Mario Vargas Llosa became on 15 October the first recipient of Mexico's Carlos Fuentes Prize for Literary Creation in Spanish, "for the contribution he has made from Spanish to enrich mankind's heritage," according to the head of the Spanish Royal Academy José Manuel Blecua Perdices, a member of the jury that voted him the prize. The prize, worth 250,000 USD, was created in memory of the Mexican novelist Carlos Fuentes who died in May 2012. Vargas Llosa was given the Nobel prize for literature in 2010 and has received two literary awards from Spain. On 15 October the head of the National Council for Culture and the Arts of Mexico (Conaculta) Consuelo Sáizar Guerrero, informed Vargas Llosa by video-conference of the decision; he is to receive the prize in person on 11 November, the birthday of Carlos Fuentes, AFP reported. Vargas Llosa has written numerous novels and essays, many set in Peru where he was born in 1936. He has become, unexpectedly perhaps for many, a cultural figure associated with liberal conservatism, with a disdain for modern popular culture that has likely irritated some conformists. In 2012 he was among certain prominent supporters of Mexico's conservative presidential candidate Josefina Vázquez Mota, who lost the race to Enrique Peña Nieto of the "centrist" Institutional Revolutionary Party (PRI).
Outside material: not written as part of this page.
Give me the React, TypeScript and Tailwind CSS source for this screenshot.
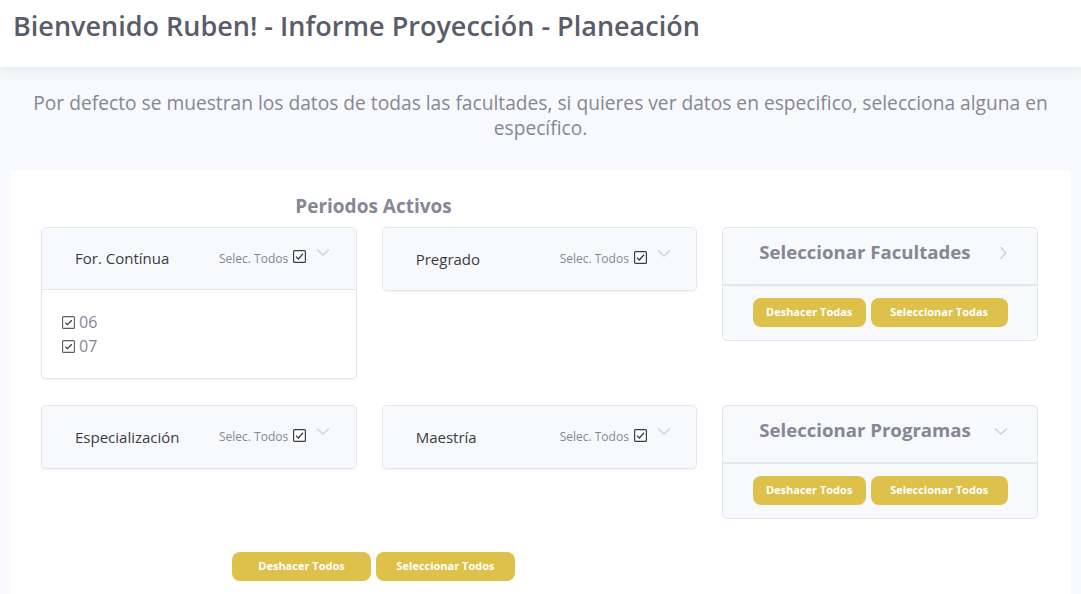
import React from "react";

const font = { fontFamily: "'Open Sans', 'Noto Sans', sans-serif" };

function Check() {
  return (
    <svg width="13" height="13" viewBox="0 0 13 13" className="shrink-0">
      <rect x="0.6" y="0.6" width="11.8" height="11.8" rx="1" fill="white" stroke="#3a3b45" strokeWidth="1.2" />
      <path d="M3 6.6 L5.4 9 L10 3.8" fill="none" stroke="#3a3b45" strokeWidth="1.3" />
    </svg>
  );
}

function SmallCheck() {
  return (
    <svg width="13" height="13" viewBox="0 0 13 13" className="shrink-0">
      <rect x="0.6" y="0.6" width="11.8" height="11.8" rx="1" fill="white" stroke="#5a5c69" strokeWidth="1.1" />
      <path d="M3.2 6.6 L5.4 8.7 L9.8 4.2" fill="none" stroke="#3a3b45" strokeWidth="1.3" />
    </svg>
  );
}

function ChevDown({ color = "#d1d3e2" }: { color?: string }) {
  return (
    <svg width="14" height="9" viewBox="0 0 14 9">
      <path d="M1 1.5 L7 7 L13 1.5" fill="none" stroke={color} strokeWidth="1.6" />
    </svg>
  );
}

function ChevRight() {
  return (
    <svg width="8" height="14" viewBox="0 0 8 14">
      <path d="M1.5 1 L6.5 7 L1.5 13" fill="none" stroke="#d1d3e2" strokeWidth="1.6" />
    </svg>
  );
}

function PeriodCard({ label, items }: { label: string; items?: string[] }) {
  return (
    <div className="rounded-[5px] border border-[#e3e6f0] bg-white overflow-hidden shadow-[0_1px_2px_rgba(0,0,0,0.06)]">
      <div className={"h-[62px] bg-[#f8f9fc] flex items-center pl-[33px] " + (items ? "border-b border-[#e3e6f0]" : "")}>
        <div className="w-[144px] text-[15px] text-[#3a3b45]">{label}</div>
        <div className="flex items-center">
          <span className="text-[12px] text-[#858796]">Selec. Todos</span>
          <span className="ml-[5px] -mt-[4px]"><Check /></span>
          <span className="ml-[10px] -mt-[12px]"><ChevDown /></span>
        </div>
      </div>
      {items && (
        <div className="px-[20px] pt-[20px] pb-[20px]">
          {items.map((it) => (
            <div key={it} className="flex items-center h-[24px] text-[16px] text-[#858796]">
              <SmallCheck />
              <span className="ml-[4px]">{it}</span>
            </div>
          ))}
        </div>
      )}
    </div>
  );
}

function Btn({ children, w }: { children: React.ReactNode; w: string }) {
  return (
    <div className={"h-[29px] rounded-[8px] bg-[#dec14b] flex items-center justify-center text-white font-bold text-[11px] " + w}>
      {children}
    </div>
  );
}

function SelectCard({ title, right, a, b, wa, wb }: { title: string; right: React.ReactNode; a: string; b: string; wa: string; wb: string }) {
  return (
    <div className="rounded-[5px] border border-[#e3e6f0] bg-[#f8f9fc] overflow-hidden">
      <div className="h-[58px] flex items-start pt-[10px] pl-[36px] border-b-2 border-[#e3e6f0]">
        <div className="text-[18.6px] leading-[28px] font-bold text-[#858796] w-[237px] whitespace-nowrap">{title}</div>
        <div className="pt-[8px]">{right}</div>
      </div>
      <div className="flex justify-center gap-[5px] pt-[12px] pb-[13px]">
        <Btn w={wa}>{a}</Btn>
        <Btn w={wb}>{b}</Btn>
      </div>
    </div>
  );
}

export default function App() {
  return (
    <div className="min-h-[594px] bg-[#f8f9fc]" style={font}>
      <div className="h-[67px] bg-white shadow-[0_4px_12px_rgba(58,59,69,0.08)] relative z-10 px-[13px] pt-[8px]">
        <h1 className="text-[27px] font-semibold text-[#5a5c69] leading-[36px] whitespace-nowrap">
          Bienvenido Ruben! - Informe Proyección - Planeación
        </h1>
      </div>
      <p className="text-center text-[19.2px] leading-[25px] text-[#858796] px-[20px] pt-[23px]">
        Por defecto se muestran los datos de todas las facultades, si quieres ver datos en especifico, selecciona alguna en específico.
      </p>
      <div className="mx-[10px] mt-[30px] bg-white pl-[31px] pr-[33px] pt-[24px] pb-[20px]">
        <div className="w-[665px] text-center text-[19px] font-bold text-[#858796] leading-[25px] mb-[8px]">
          Periodos Activos
        </div>
        <div className="grid grid-cols-3 gap-x-[25px] gap-y-[26px] items-start">
          <PeriodCard label="For. Contínua" items={["06", "07"]} />
          <PeriodCard label="Pregrado" />
          <SelectCard title="Seleccionar Facultades" right={<span className="ml-[3px] block"><ChevRight /></span>} a="Deshacer Todas" b="Seleccionar Todas" wa="w-[113px]" wb="w-[137px]" />
          <PeriodCard label="Especialización" />
          <PeriodCard label="Maestría" />
          <SelectCard title="Seleccionar Programas" right={<span className="block pt-[3px] -ml-[2px]"><ChevDown /></span>} a="Deshacer Todos" b="Seleccionar Todos" wa="w-[113px]" wb="w-[137px]" />
        </div>
        <div className="w-[665px] flex justify-center gap-[5px] mt-[33px]">
          <Btn w="w-[139px]">Deshacer Todos</Btn>
          <Btn w="w-[139px]">Seleccionar Todos</Btn>
        </div>
      </div>
    </div>
  );
}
The PRI governed Mexico for most of the 20th century and imposed as Vargas Llosa said a "perfect dictatorship," hiding a clientelist and authoritarian regime behind a social-democratic appearance. It may have been no coincidence that Vargas Llosa "cancelled at the last minute" an invitation on 16 or 17 October to meet in Madrid with the visiting president-elect Peña Nieto.

Wednesday, 4 July 2012

Mexico creates literary prize

Mexico is to give out a 250,000-USD prize every 11 November to a writer in Spanish, in memory of the country's late novelist Carlos Fuentes, the daily ABC reported on 4 July, citing EFE. The Carlos Fuentes Prize for Literary Creation in Spanish (Premio Internacional Carlos Fuentes a la Creación Literaria en Idioma Español) was to honour Fuentes who died on 15 May, but also part of a project to make Mexico an "intellectual platform for Spanish," the head of state arts council Conaculta (Consejo Nacional para la Cultura y las Artes) Consuelo Sáizar told the press in Mexico City on 3 July. The prize was envisaged for writers whose works have enriched "the literary heritage of humanity in Spanish," Conaculta's cultural and arts secretary Roberto Vázquez said. It would be determined by a jury of seven including four writers or academics and three members of the language academies of Spain, Mexico and a Latin American state. their decision would be made known on 16 October.